Di Raquel Welch, scomparsa a 82 anni il 15 febbraio scorso, sapevo pochissimo. Quanto bastava. Che era bella e festosa, donna totale, più erede di Mae West o Rita Hayworth che antenata di Shakira. Anche se si denudava, c'era qualcosa di pudico nel suo corpo, nel suo sorriso eburneo e meticcio. Qualcosa che l'accomunava alle tele rinascimentali, alle allegorie di Giacomo Serpotta, e, in fondo, alla famiglia.
Mentre lei spopolava con pellicole destinate a rimanere nell'immaginario collettivo benché non sempre memorabili ("Un milione di anni fa, il bikini in pelle!), io trascorrevo la mia estate calda ad Arenzano in compagnia dei pupazzi Disney e di mio padre che si divertiva leggendo "Piccolissimo" del mitico Antonio Amurri :
piccolissima, gustosa saga familiare grazie alla quale conobbi per la prima volta il nome di Raquel.
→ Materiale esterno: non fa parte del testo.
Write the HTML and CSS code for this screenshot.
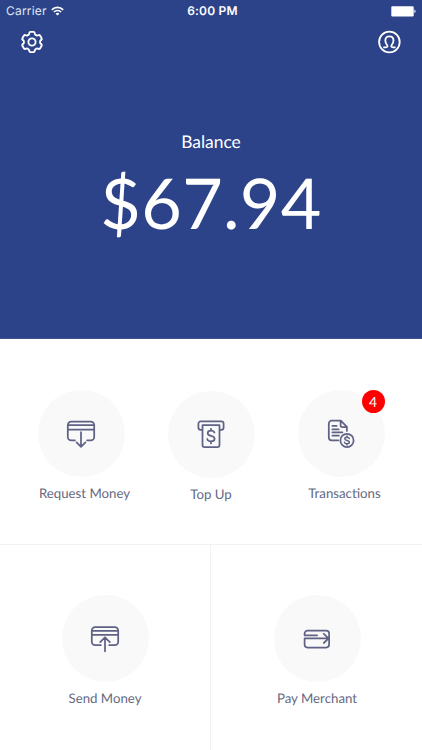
FILE: index.html
```html
<!DOCTYPE html>
<html lang="en">
<head>
<meta charset="utf-8">
<title>Wallet</title>
<link rel="stylesheet" href="styles.css">
</head>
<body>
<main class="app">
  <header class="hero">
    <div class="status">
      <div class="carrier"><span>Carrier</span>
        <svg width="13" height="10" viewBox="0 0 13 10" fill="none" stroke="#fff" stroke-width="1.7"><path d="M.8 3.8a8.1 8.1 0 0 1 11.4 0M2.9 6a5.1 5.1 0 0 1 7.2 0"/><path d="M6.5 9.6 4.6 7.7a2.7 2.7 0 0 1 3.8 0z" fill="#fff" stroke="none"/></svg>
      </div>
      <div class="time">6:00 PM</div>
      <div class="battery"><svg width="25" height="11" viewBox="0 0 25 11" fill="#fff"><rect x=".3" y=".3" width="22.4" height="10.2" rx="1.2"/><path d="M23.4 3.6c1.6.6 1.6 3 0 3.6z"/></svg></div>
    </div>
    <nav class="tools">
      <svg width="24" height="24" viewBox="0 0 24 24" fill="none" stroke="#fff" stroke-width="1.9" stroke-linejoin="round"><circle cx="12" cy="12" r="3.6"/><path d="M10.4 1.9h3.2q.9 0 1.1 1l.2 1q.2.7.8 1l.6.4q.6.3 1.3.1l1-.3q.9-.3 1.4.5l1.6 2.7q.5.8-.2 1.5l-.8.7q-.5.5-.5 1.1v.8q0 .6.5 1.1l.8.7q.7.7.2 1.5L20 18.4q-.5.8-1.4.5l-1-.3q-.7-.2-1.3.1l-.6.4q-.6.3-.8 1l-.2 1q-.2 1-1.1 1h-3.2q-.9 0-1.1-1l-.2-1q-.2-.7-.8-1l-.6-.4q-.6-.3-1.3-.1l-1 .3q-.9.3-1.4-.5l-1.6-2.7q-.5-.8.2-1.5l.8-.7q.5-.5.5-1.1v-.8q0-.6-.5-1.1l-.8-.7q-.7-.7-.2-1.5L4 5.600q.5-.8 1.4-.5l1 .3q.7.2 1.3-.1l.6-.4q.6-.3.8-1l.2-1q.2-1 1.1-1z"/></svg>
      <svg width="24" height="24" viewBox="0 0 24 24" fill="none" stroke="#fff" stroke-width="1.8" stroke-linejoin="round"><circle cx="12.4" cy="12" r="10.3"/><path d="M6.2 17.4h2.2c1.8 0 2.6-1 1.8-2.2-1-1.2-1.9-2.6-1.9-4.6 0-2.7 1.7-4.3 4.1-4.3s4.1 1.6 4.1 4.3c0 2-.9 3.4-1.9 4.600-.8 1.200 0 2.200 1.800 2.200h2.200"/></svg>
    </nav>
    <div class="label">Balance</div>
    <div class="amount">$67.94</div>
  </header>
  <section class="row row-top">
    <div class="action">
      <div class="disc"><svg class="icon" viewBox="0 0 32 32"><path d="M9.9 22.4H6.2a3.4 3.4 0 0 1-3.4-3.4V7a3.4 3.4 0 0 1 3.4-3.4h19.6A3.4 3.4 0 0 1 29.2 7v12a3.4 3.4 0 0 1-3.400 3.400h-3.700M2.800 7.200h26.400M2.800 11.500h26.400M16 14.200v14.600M11.600 24.400l4.400 4.400 4.400-4.400"/></svg></div>
      <div class="name offset">Request Money</div>
    </div>
    <div class="action lowered">
      <div class="disc"><svg class="icon" viewBox="0 0 32 32"><path d="M7.2 10.9H5.700a2.300 2.300 0 0 1-2.300-2.300V4.700a2.300 2.300 0 0 1 2.300-2.300h20.600a2.300 2.300 0 0 1 2.300 2.300v3.900a2.300 2.300 0 0 1-2.300 2.300h-1.500M7.500 6.200h17v19.900a2.100 2.100 0 0 1-2.100 2.100H9.600a2.100 2.100 0 0 1-2.100-2.100z"/><path d="M19.400 13.500c-.4-1.300-1.600-1.900-3.400-1.900-2 0-3.300 1-3.300 2.600 0 3.700 6.900 1.800 6.900 5.500 0 1.700-1.500 2.700-3.600 2.700s-3.500-.9-3.700-2.400M16 9.800v1.800m0 10.800v2"/></svg></div>
      <div class="name">Top Up</div>
    </div>
    <div class="action">
      <div class="disc"><svg class="icon" viewBox="0 0 32 32"><path d="M13.300 22.300H6.600a2.800 2.800 0 0 1-2.800-2.800V5.500a2.800 2.800 0 0 1 2.800-2.800h9.200l6.100 6.200v4M15.600 3v4.400a1.700 1.700 0 0 0 1.700 1.700h4.400M7.400 7.900h4.200M7.400 11.400h6.200M7.400 14.400h10M7.400 17.600h6.500"/><circle cx="22" cy="22.400" r="6.600"/><path class="thin" d="M24.300 20.500c-.3-.9-1.100-1.300-2.300-1.300-1.300 0-2.200.6-2.200 1.600 0 2.300 4.600 1 4.600 3.300 0 1-1 1.700-2.400 1.700s-2.300-.6-2.500-1.500M22 18v1.200m0 6.600V27"/></svg><span class="badge">4</span></div>
      <div class="name offset">Transactions</div>
    </div>
  </section>
  <section class="row row-bottom">
    <div class="cell"><div class="action">
      <div class="disc"><svg class="icon" viewBox="0 0 32 32"><path d="M11.800 22.200H6.200a3.400 3.400 0 0 1-3.400-3.400V7.500a3.400 3.400 0 0 1 3.400-3.400h19.600a3.400 3.400 0 0 1 3.400 3.400v11.300a3.400 3.400 0 0 1-3.400 3.400h-5.600M2.800 7.900h26.400M2.800 11.900h26.400M16 28.300V14.300M11.200 19.100l4.800-4.800 4.800 4.800"/></svg></div>
      <div class="name">Send Money</div>
    </div></div>
    <div class="cell"><div class="action">
      <div class="disc"><svg class="icon" viewBox="0 0 32 32"><path d="M3.600 12.300v-1.700a2.900 2.900 0 0 1 2.900-2.900h18.700a2.900 2.900 0 0 1 2.900 2.900v11a2.900 2.900 0 0 1-2.900 2.900H6.500a2.900 2.900 0 0 1-2.900-2.900v-6.200h23.800M3.600 12.300h12.500M22.800 10.800l4.700 4.600-4.700 4.600"/></svg></div>
      <div class="name">Pay Merchant</div>
    </div></div>
  </section>
</main>
</body>
</html>
```
FILE: styles.css
```css
* { box-sizing: border-box; }
body { margin: 0; background: #fff; font-family: Lato, sans-serif; text-rendering: geometricPrecision; }
.app { width: 422px; height: 750px; overflow: hidden; display: flex; flex-direction: column; }
svg { display: block; }
.hero { height: 339px; background: #2c4389; border-bottom: 1px solid #3d5089; color: #fff; }
.status {
  display: grid; grid-template-columns: 1fr auto 1fr; align-items: center;
  height: 22px; padding: 0 6px; font-family: Inter, sans-serif; font-size: 12px; line-height: 22px;
}
.carrier { display: flex; align-items: center; gap: 4px; letter-spacing: 0.2px; color: #dfe6f8; }
.time { font-weight: 600; letter-spacing: 0.2px; padding-left: 3px; }
.battery { justify-self: end; }
.tools { display: flex; justify-content: space-between; padding: 8px 21px 0 20px; }
.label { margin-top: 77px; text-align: center; font-size: 17.4px; line-height: 22px; }
.amount { margin-top: 7px; text-align: center; font-size: 70px; line-height: 84px; letter-spacing: 0.3px; }
.row { display: grid; }
.row-top { grid-template-columns: repeat(3, 130px); padding: 51px 0 0 16px; height: 206px; border-bottom: 1px solid #f1f1f1; }
.row-bottom { grid-template-columns: 211px 211px; height: 205px; }
.cell { padding-top: 50px; display: flex; justify-content: center; }
.cell:first-child { border-right: 1px solid #f1f1f1; }
.cell:last-child { padding-left: 1px; }
.action { display: flex; flex-direction: column; align-items: center; color: #646880; }
.lowered { padding-top: 1px; }
.disc {
  position: relative; display: flex; align-items: center; justify-content: center;
  width: 87px; height: 87px; border-radius: 50%; background: #f9f9f9;
}
.icon { width: 32px; height: 32px; fill: none; stroke: #5f6285; stroke-width: 1.75; stroke-linecap: round; stroke-linejoin: round; }
.thin { stroke-width: 1.5; }
.badge {
  position: absolute; top: 0; right: 0; width: 23px; height: 23px; border-radius: 50%;
  background: #f00; color: #fff; font-size: 14px; line-height: 23px; text-align: center;
}
.name { margin-top: 7px; font-size: 13.25px; line-height: 18px; white-space: nowrap; }
.offset { padding-left: 7px; }
```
Il protagonista, papà Antonio medesimo, trovava "inquietante" l'apprezzamento verbale - "fichissima'! - tributato all'attrice dai numerosi figli (allora i figli erano numerosi, in Italia). Raquel, bastava il nome. Ma come lo pronunciava Manuel Fantoni, nessuno. Nel monologo di "Borotalco" la descriveva tutta: seni-borracce, capezzoli-chiodi, "belli, rosa, da attaccarci un quadro". Alla faccia delle arditezze futuriste. Pronunciato con un'enfasi così vellutata che, lo capivi, gli bastava il sogno, e Manuel, un po' playboy un po' bambino, di sognare era capace. Ed è scomparso anche Alberto Radius. Non apparteneva ai miei anni spensierati, ma all'adolescenza tumultuante. Era metropolitano,
Radius, un romano-milanese per la militanza con la Pfm e pure con Battisti, laziale atipico. Radius era "Nel ghetto", brano-manifesto di quel periodo militante e illusorio.
Ma, se il tempo ha impolverato gli slogan, ha conservato intatte le schitarrate nervose, riconoscibili al primo attacco, come un Hendrix al calor bianco, figlie di un'epoca elettrica che non tornerà.